On est conquis et il nous reste à vrai dire des choses à découvrir si on le souhaite : le disque comprend en effet également Le temps me quitte, version originale enregistrée en 1984 de Une statue de marbre, et surtout Le maudit, l'autre morceau des Visiteurs du Soir paru sur la compilation de New Wave : tant mieux car si l'on aime beaucoup aussi la nouvelle version, celle-ci avait une puissance lugubre impressionnante avec son sifflement.

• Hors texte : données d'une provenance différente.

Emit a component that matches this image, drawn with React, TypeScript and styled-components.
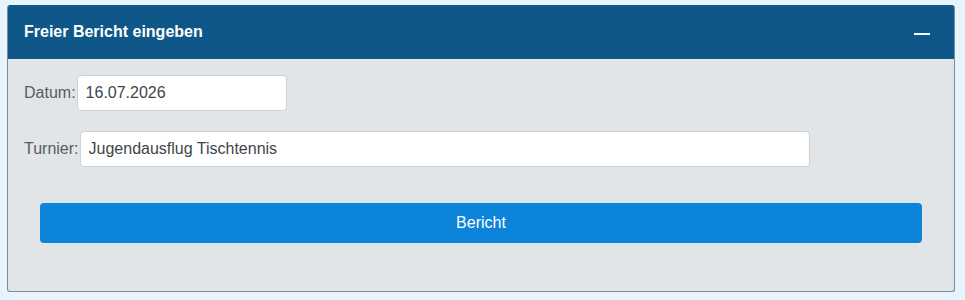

Il est enfin possible aux acheteurs du vinyle de télécharger les sept remix de Je t'écris d'un pays pas ordinaire présents sur Bandcamp : on y reconnait plusieurs noms des musiques froides françaises qui ont eu l'occasion de côtoyer Collection d'Arnell-Andréa, tels que leurs collègues de label Martin Dupont, le projet électronique Laudanum qui jouait en première partie de CDAA à Orléans en 2021, Piers Volta qui en a réarrangé l'album Another Winter (chronique) et bien sûr Opera Multi Steel. Parmi eux, on apprécie particulièrement la version nerveuse de Martin Dupont ainsi que la version onirique d'Opera Multi Steel.

Projet singulier, Les Visiteurs du Soir a fait mieux sur 1984 que nous présenter une curiosité historique : il a créé un pont entre les époques, cette musique et ces paroles composés il y a quarante ans nous touchant aujourd'hui comme s'ils avaient été composés hier.